Creates Sew Slow: Swirl Top

How long the sleeves are depends on the width of the fabric and the selvedge. With this 140 cm wide silk fabric I have bracelet length sleeves. I also couldn't use the selvedge as the finished edge of the sleeves because it was white but I did use it as the finished edge of my hem so only turned the hem up 1/4 inch.

The sewing

This version was made entirely with the sewing machine (my vintage Singer Featherweight) with french seams, self-bias binding for the neck edge and double folded hem. I did want to use my adjustable hemmer foot for the hem but I just don't seem able to hold the fabric so that it stitches consistently.  I have the same problem with the hemmer foot for my modern Bernina, so more practice is needed.  By the time I finally sewed the hem I had stretched the fabric so I stretched it more as I sewed to get more of a fluted edge.

The bias binding is sewn to the right side of the neck edge then folded over to the back and hand-stitched in place.

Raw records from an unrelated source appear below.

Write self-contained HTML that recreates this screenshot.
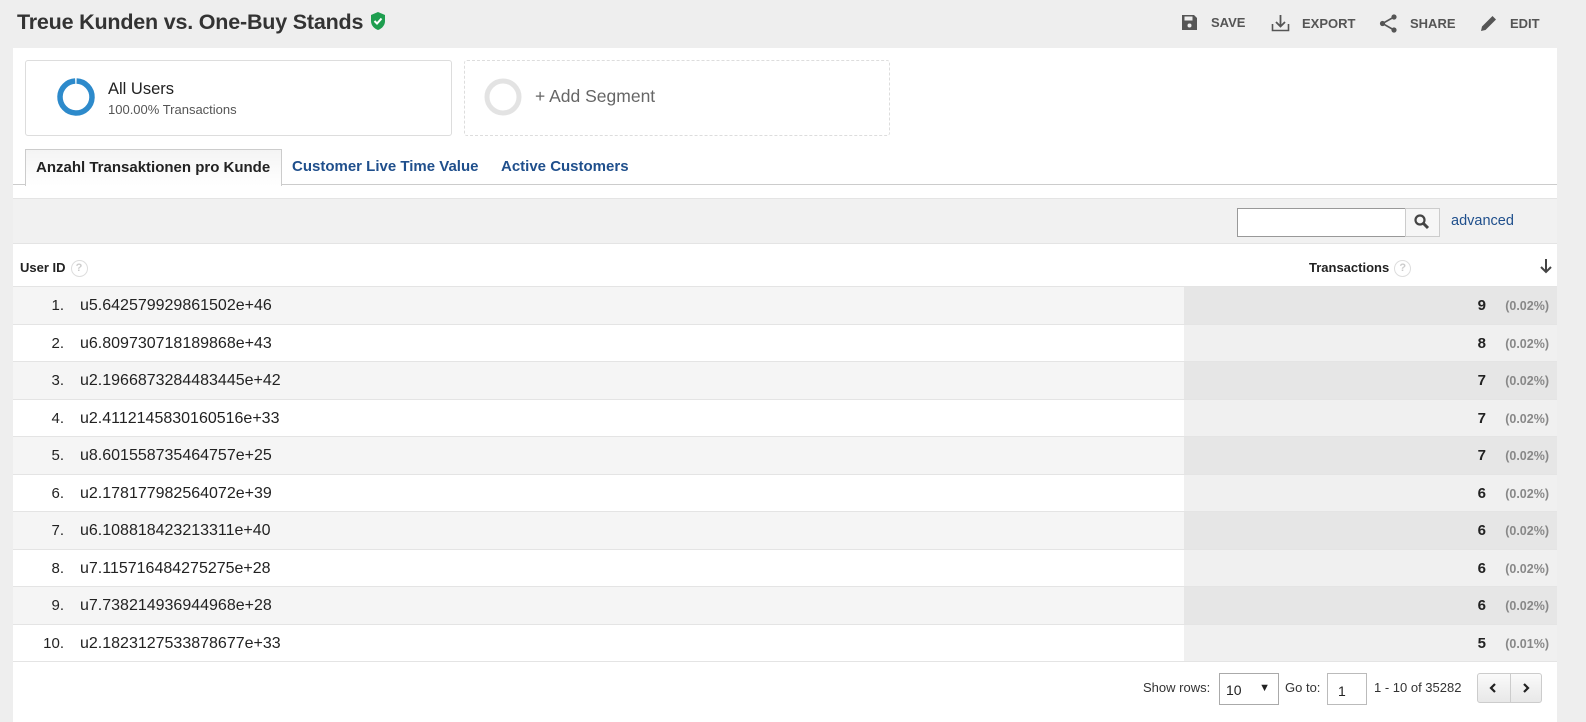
<!DOCTYPE html>
<html><head><meta charset="utf-8"><style>
*{box-sizing:border-box;margin:0;padding:0}
body{width:1586px;height:722px;background:#eeeeee;font-family:"Liberation Sans",Arial,sans-serif;position:relative;overflow:hidden;color:#222}
.a{position:absolute}
.title{left:17px;top:10px;font-size:21.5px;font-weight:bold;color:#333;letter-spacing:-0.2px}
.tb{top:14px;font-size:13px;font-weight:bold;color:#555;display:flex;align-items:center}
.panel{left:13px;top:48px;width:1544px;height:674px;background:#fff}
.seg{border:1px solid #ddd;border-radius:3px;background:#fff}
.tabs{font-size:15px;font-weight:bold}
.row{position:absolute;left:13px;width:1544px;height:37.5px;border-bottom:1px solid #e4e4e4;font-size:16px}
.row .n{position:absolute;right:1493px;top:10px;font-size:15px}
.row .id{position:absolute;left:67px;top:10px}
.row .r{position:absolute;left:1171px;top:0;width:373px;height:100%}
.row .v{position:absolute;right:71px;top:10px;font-weight:bold;font-size:15px}
.row .p{position:absolute;right:8px;top:12px;font-size:12.5px;font-weight:bold;color:#888}
.q{display:inline-block;width:17px;height:17px;border:1.5px solid #ddd;border-radius:50%;font-size:11px;color:#ccc;text-align:center;line-height:14px;vertical-align:middle;margin-left:5px}
</style></head><body>
<div class="a title">Treue Kunden vs. One-Buy Stands <svg width="18" height="20" viewBox="0 0 18 20" style="vertical-align:-2px"><path d="M9 1 L16 4 V10 C16 15 12 18 9 19 C6 18 2 15 2 10 V4 Z" fill="#1e9e4f"/><path d="M5.5 10 L8 12.5 L12.5 7.5" stroke="#fff" stroke-width="2" fill="none"/></svg></div>

<div class="a tb" style="left:1181px"><svg width="17" height="17" viewBox="0 0 17 17"><path d="M1 1H13L16 4V16H1Z" fill="#555"/><rect x="3.5" y="2.5" width="8" height="4" fill="#eee"/><circle cx="8.5" cy="11.5" r="2" fill="#eee"/></svg><span style="margin-left:13px">SAVE</span></div>
<div class="a tb" style="left:1271px"><svg width="19" height="18" viewBox="0 0 19 18"><path d="M1.5 10V16.5H17.5V10" stroke="#555" stroke-width="1.6" fill="none"/><path d="M9.5 1V12M5 8L9.5 12.5L14 8" stroke="#555" stroke-width="1.8" fill="none"/></svg><span style="margin-left:12px">EXPORT</span></div>
<div class="a tb" style="left:1379px"><svg width="19" height="19" viewBox="0 0 19 19"><circle cx="15" cy="3" r="2.6" fill="#555"/><circle cx="3.5" cy="9.5" r="2.6" fill="#555"/><circle cx="15" cy="16" r="2.6" fill="#555"/><path d="M15 3L3.5 9.5L15 16" stroke="#555" stroke-width="1.6" fill="none"/></svg><span style="margin-left:12px">SHARE</span></div>
<div class="a tb" style="left:1480px"><svg width="18" height="18" viewBox="0 0 18 18"><path d="M1 17L2 12.5L12.5 2L16 5.5L5.5 16Z" fill="#555"/></svg><span style="margin-left:12px">EDIT</span></div>

<div class="a panel"></div>
<div class="a seg" style="left:25px;top:60px;width:427px;height:76px"></div>
<svg class="a" style="left:56px;top:77px" width="40" height="40" viewBox="0 0 40 40"><circle cx="20" cy="20" r="16" stroke="#2d8acb" stroke-width="5.5" fill="none" stroke-dasharray="99 2" transform="rotate(-88 20 20)"/></svg>
<div class="a" style="left:108px;top:80px;font-size:16.5px;color:#222">All Users</div>
<div class="a" style="left:108px;top:102px;font-size:13px;color:#555">100.00% Transactions</div>
<div class="a seg" style="left:464px;top:60px;width:426px;height:76px;border:1px dashed #ddd"></div>
<svg class="a" style="left:483px;top:77px" width="40" height="40" viewBox="0 0 40 40"><circle cx="20" cy="20" r="16" stroke="#e3e3e3" stroke-width="5" fill="none"/></svg>
<div class="a" style="left:535px;top:86px;font-size:17.5px;color:#666">+ Add Segment</div>

<div class="a" style="left:13px;top:184px;width:1544px;height:1px;background:#ccc"></div>
<div class="a tabs" style="left:25px;top:149px;width:257px;height:37px;border:1px solid #ccc;border-bottom:none;background:linear-gradient(#f4f4f4,#fff);padding:9px 0 0 10px;color:#222;white-space:nowrap">Anzahl Transaktionen pro Kunde</div>
<div class="a tabs" style="left:292px;top:158px;color:#1f4f8c">Customer Live Time Value</div>
<div class="a tabs" style="left:501px;top:158px;color:#1f4f8c">Active Customers</div>

<div class="a" style="left:13px;top:198px;width:1544px;height:46px;background:#f1f1f1;border-top:1px solid #e4e4e4;border-bottom:1px solid #e4e4e4"></div>
<div class="a" style="left:1237px;top:208px;width:169px;height:29px;border:1px solid #999;background:#fff"></div>
<div class="a" style="left:1405px;top:208px;width:35px;height:29px;border:1px solid #ccc;background:#f6f6f6"></div>
<svg class="a" style="left:1413px;top:213px" width="18" height="18" viewBox="0 0 18 18"><circle cx="7" cy="7" r="4.5" stroke="#444" stroke-width="2.2" fill="none"/><path d="M10 10L15 15" stroke="#444" stroke-width="3"/></svg>
<div class="a" style="left:1451px;top:213px;font-size:14.5px;color:#1f4f8c">advanced</div>

<div class="a" style="left:20px;top:260px;font-size:13px;font-weight:bold">User ID<span class="q">?</span></div>
<div class="a" style="left:1309px;top:260px;font-size:13px;font-weight:bold">Transactions<span class="q">?</span></div>
<svg class="a" style="left:1539px;top:258px" width="14" height="16" viewBox="0 0 14 16"><path d="M7 1V14M2 9L7 14L12 9" stroke="#444" stroke-width="2" fill="none"/></svg>
<div class="a" style="left:13px;top:286px;width:1544px;height:1px;background:#e4e4e4"></div>

<div class="row" style="top:287px;background:#f5f5f5"><span class="n">1.</span><span class="id">u5.642579929861502e+46</span><div class="r" style="background:#e6e6e6"><span class="v">9</span><span class="p">(0.02%)</span></div></div>
<div class="row" style="top:324.5px;background:#fff"><span class="n">2.</span><span class="id">u6.809730718189868e+43</span><div class="r" style="background:#f0f0f0"><span class="v">8</span><span class="p">(0.02%)</span></div></div>
<div class="row" style="top:362px;background:#f5f5f5"><span class="n">3.</span><span class="id">u2.1966873284483445e+42</span><div class="r" style="background:#e6e6e6"><span class="v">7</span><span class="p">(0.02%)</span></div></div>
<div class="row" style="top:399.5px;background:#fff"><span class="n">4.</span><span class="id">u2.4112145830160516e+33</span><div class="r" style="background:#f0f0f0"><span class="v">7</span><span class="p">(0.02%)</span></div></div>
<div class="row" style="top:437px;background:#f5f5f5"><span class="n">5.</span><span class="id">u8.601558735464757e+25</span><div class="r" style="background:#e6e6e6"><span class="v">7</span><span class="p">(0.02%)</span></div></div>
<div class="row" style="top:474.5px;background:#fff"><span class="n">6.</span><span class="id">u2.178177982564072e+39</span><div class="r" style="background:#f0f0f0"><span class="v">6</span><span class="p">(0.02%)</span></div></div>
<div class="row" style="top:512px;background:#f5f5f5"><span class="n">7.</span><span class="id">u6.108818423213311e+40</span><div class="r" style="background:#e6e6e6"><span class="v">6</span><span class="p">(0.02%)</span></div></div>
<div class="row" style="top:549.5px;background:#fff"><span class="n">8.</span><span class="id">u7.115716484275275e+28</span><div class="r" style="background:#f0f0f0"><span class="v">6</span><span class="p">(0.02%)</span></div></div>
<div class="row" style="top:587px;background:#f5f5f5"><span class="n">9.</span><span class="id">u7.738214936944968e+28</span><div class="r" style="background:#e6e6e6"><span class="v">6</span><span class="p">(0.02%)</span></div></div>
<div class="row" style="top:624.5px;background:#fff"><span class="n">10.</span><span class="id">u2.1823127533878677e+33</span><div class="r" style="background:#f0f0f0"><span class="v">5</span><span class="p">(0.01%)</span></div></div>

<div class="a" style="left:1143px;top:680px;font-size:13px;color:#333">Show rows:</div>
<div class="a" style="left:1219px;top:673px;width:60px;height:32px;border:1px solid #aaa;background:#fff;font-size:14px;padding:8px 0 0 6px">10<span style="position:absolute;right:8px;top:8px;font-size:11px">▼</span></div>
<div class="a" style="left:1285px;top:680px;font-size:13px;color:#333">Go to:</div>
<div class="a" style="left:1327px;top:673px;width:40px;height:32px;border:1px solid #bbb;background:#fff;font-size:14px;padding:9px 0 0 10px">1</div>
<div class="a" style="left:1374px;top:680px;font-size:13px;color:#333">1 - 10 of 35282</div>
<div class="a" style="left:1477px;top:673px;width:65px;height:30px;border:1px solid #ccc;border-radius:3px;background:linear-gradient(#fafafa,#e8e8e8)"></div>
<div class="a" style="left:1510px;top:674px;width:1px;height:28px;background:#ccc"></div>
<svg class="a" style="left:1487px;top:681px" width="12" height="14" viewBox="0 0 12 14"><path d="M8 3L4 7L8 11" stroke="#222" stroke-width="2.2" fill="none"/></svg>
<svg class="a" style="left:1520px;top:681px" width="12" height="14" viewBox="0 0 12 14"><path d="M4 3L8 7L4 11" stroke="#222" stroke-width="2.2" fill="none"/></svg>
</body></html>
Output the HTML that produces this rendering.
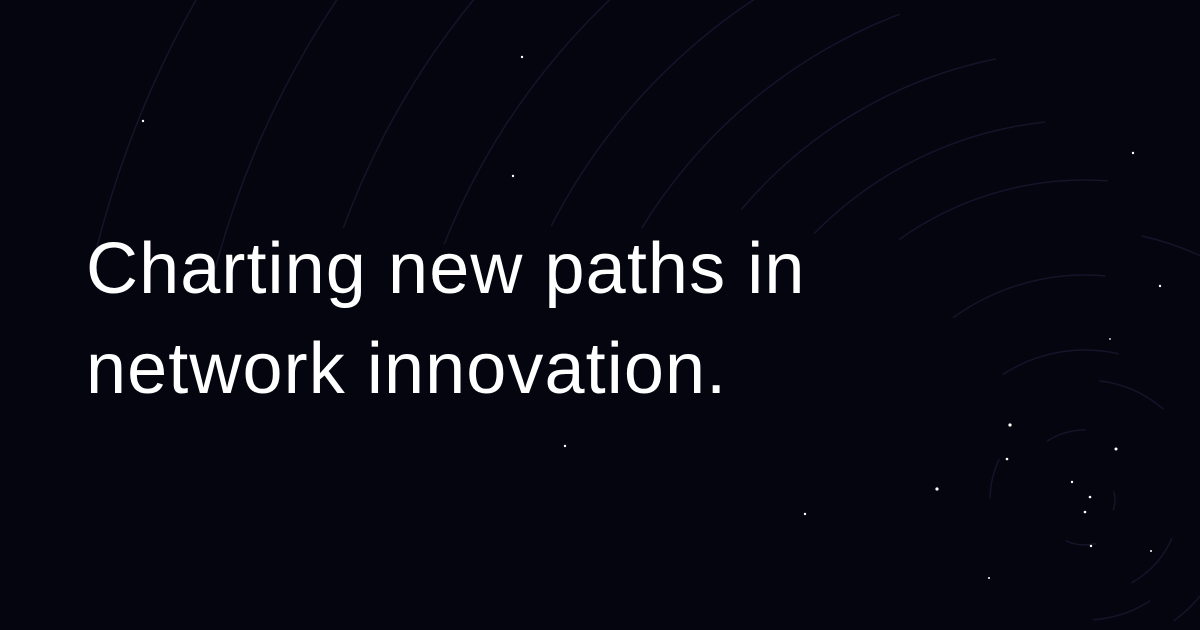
<!DOCTYPE html>
<html><head><meta charset="utf-8"><style>
html,body{margin:0;padding:0;background:#05050f;width:1200px;height:630px;overflow:hidden}
svg{position:absolute;left:0;top:0}
.t{position:absolute;left:86px;top:0;color:#fff;font-family:"Liberation Sans",sans-serif;font-size:72px;line-height:100px;letter-spacing:1.1px;white-space:nowrap}
</style></head><body>
<svg width="1200" height="630" viewBox="0 0 1200 630" fill="none">
<g stroke="#14142a" stroke-width="1.5" stroke-linecap="round">
<circle cx="1085" cy="500" r="30" stroke-dasharray="20 170" stroke-dashoffset="10"/>
<circle cx="1085" cy="500" r="45" stroke-dasharray="30 250" stroke-dashoffset="-60"/>
<circle cx="1085" cy="500" r="70" stroke-dasharray="40 400" stroke-dashoffset="150"/>
<circle cx="1085" cy="500" r="95" stroke-dasharray="60 200 40 300" stroke-dashoffset="-40"/>
<circle cx="1085" cy="500" r="120" stroke-dasharray="70 300 60 400" stroke-dashoffset="250"/>
<circle cx="1085" cy="500" r="150" stroke-dasharray="120 250 90 480" stroke-dashoffset="320"/>
<circle cx="1085" cy="500" r="185" stroke-dasharray="130 300 110 620" stroke-dashoffset="120"/>
<circle cx="1085" cy="500" r="225" stroke-dasharray="160 420 140 700" stroke-dashoffset="500"/>
<circle cx="1085" cy="500" r="270" stroke-dasharray="200 350 180 900" stroke-dashoffset="300"/>
<circle cx="1085" cy="500" r="320" stroke-dasharray="220 500 250 1040" stroke-dashoffset="700"/>
<circle cx="1085" cy="500" r="380" stroke-dasharray="260 600 300 1230" stroke-dashoffset="900"/>
<circle cx="1085" cy="500" r="450" stroke-dasharray="300 700 380 1450" stroke-dashoffset="1100"/>
<circle cx="1085" cy="500" r="520" stroke-dasharray="340 800 400 1730" stroke-dashoffset="1350"/>
<circle cx="1085" cy="500" r="600" stroke-dasharray="400 900 450 2020" stroke-dashoffset="1600"/>
<circle cx="1085" cy="500" r="690" stroke-dasharray="450 1000 500 2380" stroke-dashoffset="1900"/>
<circle cx="1085" cy="500" r="790" stroke-dasharray="500 1200 600 2660" stroke-dashoffset="2200"/>
<circle cx="1085" cy="500" r="900" stroke-dasharray="550 1400 700 3000" stroke-dashoffset="2600"/>
<circle cx="1085" cy="500" r="1020" stroke-dasharray="600 1600 800 3400" stroke-dashoffset="2950"/>
</g>
<g fill="#fff">
<circle cx="1010" cy="425" r="1.6"/><circle cx="1007" cy="459" r="1.3"/><circle cx="937" cy="489" r="1.6"/>
<circle cx="1116" cy="449" r="1.5"/><circle cx="1072" cy="482" r="1.2"/><circle cx="1090" cy="497" r="1.3"/>
<circle cx="1085" cy="512" r="1.3"/><circle cx="1091" cy="546" r="1.2"/><circle cx="1151" cy="551" r="1"/>
<circle cx="989" cy="578" r="1"/><circle cx="805" cy="514" r="1.2"/><circle cx="565" cy="446" r="1.2"/>
<circle cx="143" cy="121" r="1.2"/><circle cx="522" cy="57" r="1.2"/><circle cx="513" cy="176" r="1.2"/>
<circle cx="1133" cy="153" r="1.2"/><circle cx="1160" cy="286" r="1.2"/><circle cx="1110" cy="339" r="0.9"/>
</g>
</svg>
<div class="t" style="top:219px">Charting new paths in<br>network innovation.</div>
</body></html>
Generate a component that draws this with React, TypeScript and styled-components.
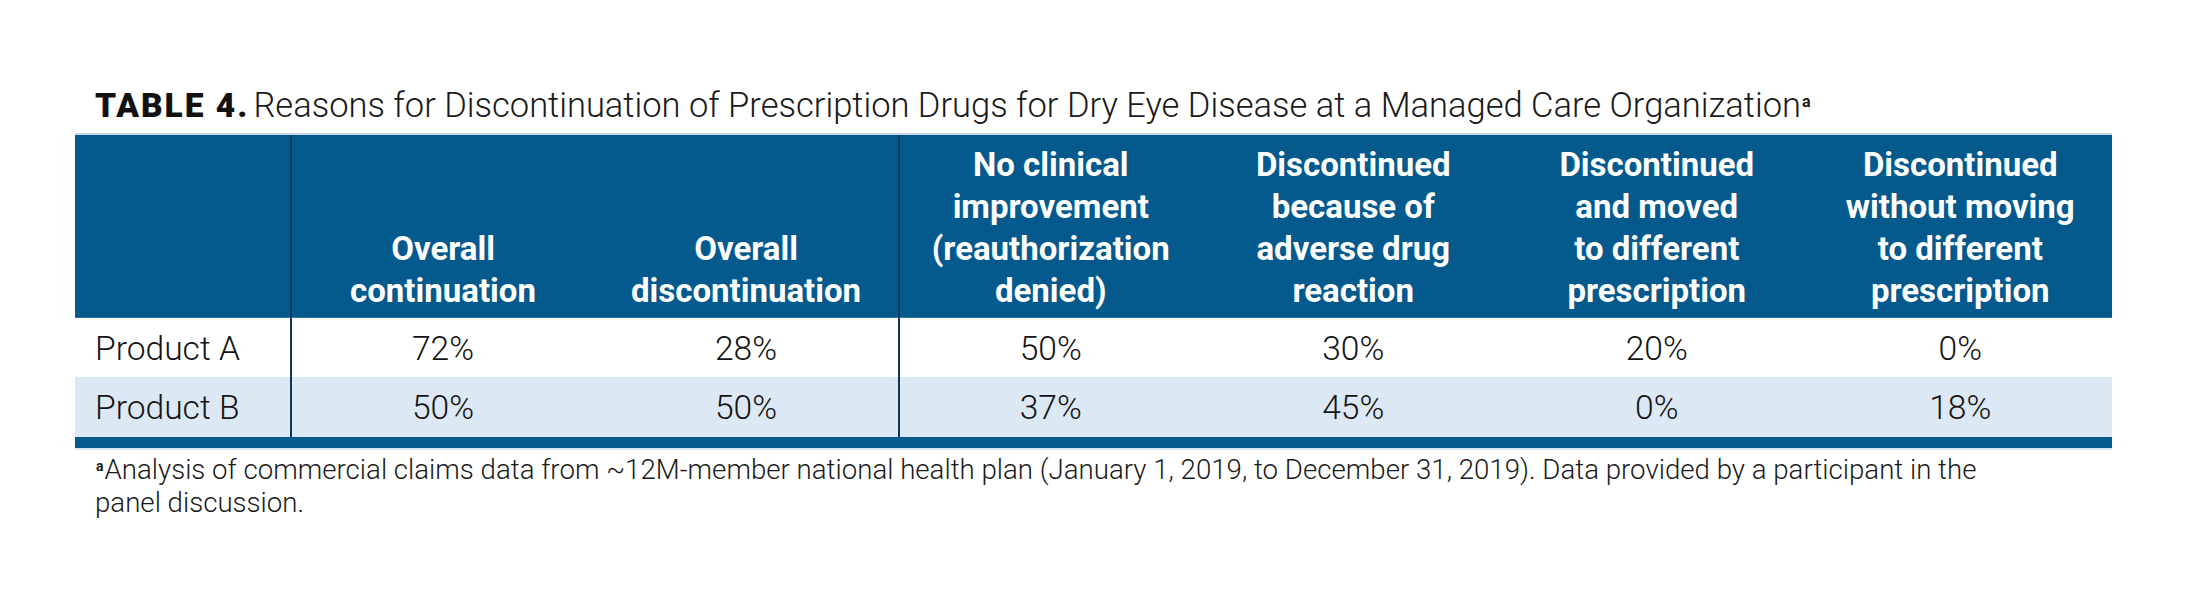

The hand stitching was the last step in the making process finished just after midnight.

Outfit of the day

I finished my Windswept top early this morning just so I could wear it today! It is worn with a very favourite pair of trousers from World, which were even made in New Zealand.  Love it when I can support local manufacturing. 

My boots are from Mi Piaci - the Martha ankle boot. Which can't have been very popular as they are only just over a month old and already on sale.

Creates Sew Slow: Home Sewing Windswept Swirl Top

Creates Sew Slow: Mi Piaci Martha Ankle Boot

Because I was feeling so self-satisfied having made my new top in an evening (albeit a long evening) I paired it with my Singer Featherweight silver necklace from the Singer Featherweight Shop.  The detail on this necklace is amazing, it even has a little black motor drive belt. To give you an idea of scale the pendant is 1 1/8 inch long, 1/2 inch wide and 5/8 inch tall.

There are matching earrings which I have bought in the past for a gift, as they are perfect for anyone who loves their sewing machine. I don't have a pair myself as that just seems a bit too matchy matchy.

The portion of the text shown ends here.